Within $\mathsf{RCA}_0$ we define a measure (more accurately, a nonnegative Borel probability measure) on X to be a nonnegative bounded linear functional $\mu:C(X)\to\mathbb{R}$ such that $\mu(1)=1$. (Here $\mu(1)$ denotes $\mu(f)$, $f\in C(X)$, f(x)=1 for all $x\in X$.) For example, if X=[0,1], the unit interval, then there is an obvious measure $\mu_L:C([0,1])\to\mathbb{R}$ given by $\mu_L(f)=\int_0^1 f(x)\,dx$, the Riemann integral of f from 0 to 1. We refer to $\mu_L$ as Lebesgue measure on [0,1]. There is also the obvious generalization to Lebesgue measure $\mu_L$ on X=[0,1]ⁿ, the n-cube.

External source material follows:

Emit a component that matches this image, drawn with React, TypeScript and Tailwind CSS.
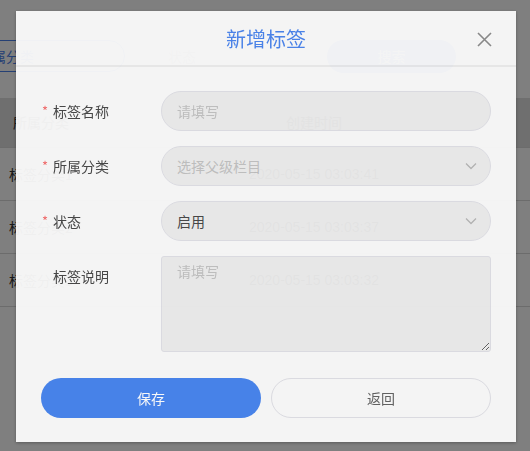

Definition 2.1 (measure of an open set)   This definition is made in $\mathsf{RCA}_0$. Let X be any compact separable metric space, and let $\mu$ be any measure on X. If U is an open set in X, we define

$$\mu(U)\,=\,\sup\,\{\,\mu(f)\,\vert\,f\in C(X)\,,\, 0\le f\le1\,,\, f=0\mbox{ on }X\setminus U\,\}\,.$$

Within $\mathsf{RCA}_0$ this supremum need not exist as a real number. (Indeed, the existence of $\mu(U)$ for all open sets U is equivalent to $\mathsf{ACA}_0$ over $\mathsf{RCA}_0$.) Therefore, when working within $\mathsf{RCA}_0$, we interpret assertions about $\mu(U)$ in a ``virtual'' or comparative sense. For example, $\mu(U)\le\mu(V)$ is taken to mean that for all $\epsilon>0$ and all $f\in C(X)$ with $0\le f\le1$ and f=0 on $X\setminus U$, there exists $g\in C(X)$ with $0\le g\le 1$ and g=0 on $X\setminus V$ such that $\mu(f)\le\mu(g)+\epsilon$. See also [26].

Some basic properties of Lebesgue measure are easily proved in $\mathsf{RCA}_0$. For instance, it is straightforward to show that the Lebesgue measure of the union of a finite set of pairwise disjoint open intervals is equal to the sum of the lengths of the intervals.

We define $L_1(X,\mu)$ to be the completion of C(X) under the L₁-norm given by $\Vert f\Vert _1=\mu(\vert f\vert)$. (For the precise definitions, see [5] and [26].) In $\mathsf{RCA}_0$ we see that $L_1(X,\mu)$ is a separable Banach space, but to assert within $\mathsf{RCA}_0$that points of the Banach space $L_1(X,\mu)$ represent measurable functions $f:X\to\mathbb{R}$ is problematic. We shall comment further on this question in section 4 below.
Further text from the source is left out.